11 członków gangu zmuszającego Polaków do żebractwa zostało oskarżonych o działalność w zorganizowanej grupie przestępczej zajmującej się handlem ludźmi. Wszyscy to mieszkańcy województwa lubelskiego. Są w wieku od 28 do 59 lat.
Członkowie gangu działali na terenie Lubelszczyzny i Finlandii od 2009 do 2014 roku. Wprowadzali w błąd swoje ofiary, zamieszczając ogłoszenia w lokalnej prasie i w internecie, oferując "atrakcyjną i dobrze opłacaną pracy" w Finlandii. Zainteresowanych informowali, że chodzi o sprzedawanie drewnianych figurek. Zarobki miały sięgać kilku tysięcy złotych miesięcznie. Ofiarami oszustów były przede wszystkim osoby bezrobotne, będące w trudnej sytuacji rodzinnej i majątkowej.
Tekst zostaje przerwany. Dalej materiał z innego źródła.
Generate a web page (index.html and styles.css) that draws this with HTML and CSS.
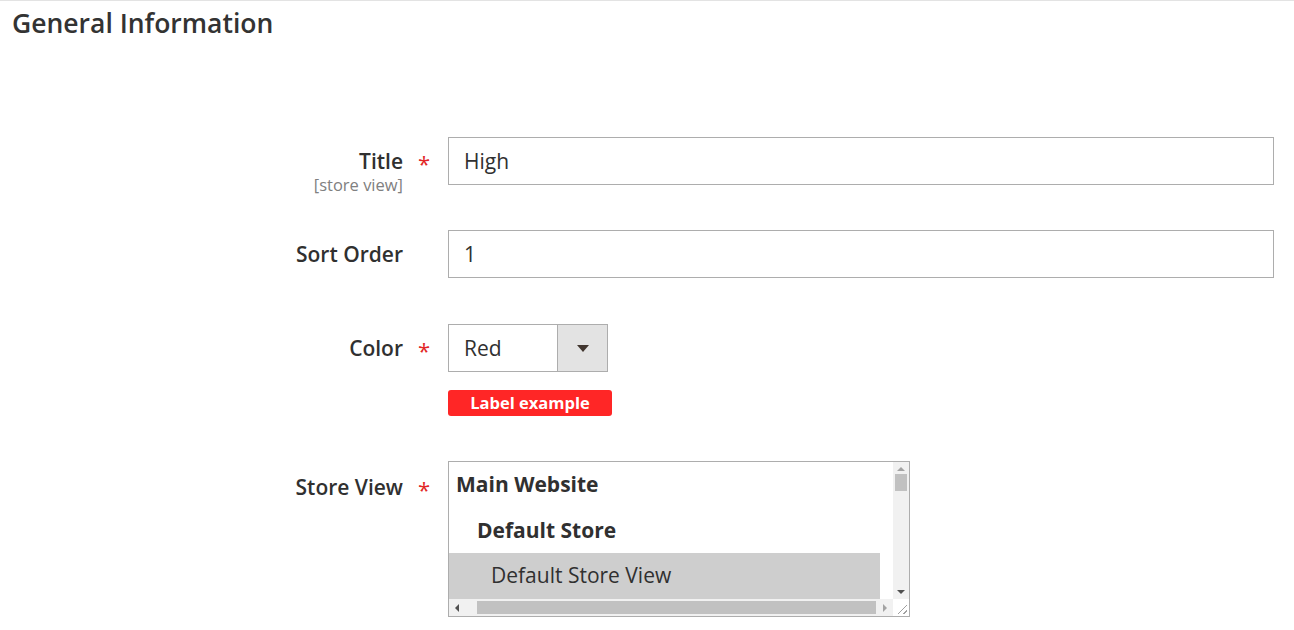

Kazali płacić za mieszkanie i wyżywienie, wymieniali się ludźmi
Po przekroczeniu granicy z Finlandią ofiary gangu dowiadywały się, że "praca" nie będzie polegać na sprzedawaniu figurek, lecz na żebraniu. Zwerbowani mieli chodzić od domu do domu i prosić o pieniądze na leczenie członka rodziny bądź kontynuację studiów. W zamian za datek mieli wręczać figurkę lub obrazek. Za każdy oddany przedmiot otrzymywali od gangu 5-8 euro.
Do Finlandii Polacy byli przewożeni busami zarejestrowanymi na Roberta D., który miał odgrywać kluczową rolę w działalności gangu. Jak ustalili śledczy, członkowie grupy organizowali pracownikom zakwaterowanie, jednocześnie mieli jednak kazać im płacić za mieszkanie, wyżywienie i transport. Mieli też wymieniać się między sobą zwerbowanymi ludźmi. Łącznie pokrzywdzonych było co najmniej 76 osób.
Nie przyznają się
Oskarżeni, którzy zostali wcześniej zatrzymani przez funkcjonariuszy Centralnego Biura Śledczego Policji w Lublinie, nie przyznali się do zarzucanych im czynów. Akt oskarżenia w ich sprawie Prokuratura Okręgowa w Lublinie V Wydział Śledczy skierowała do Sądu Okręgowego w Lublinie.
Za zbrodnię handlu ludźmi grozi kara od 3 lat pozbawienia wolności, za udział w zorganizowanej grupie przestępczej - do 5 lat pozbawienia wolności.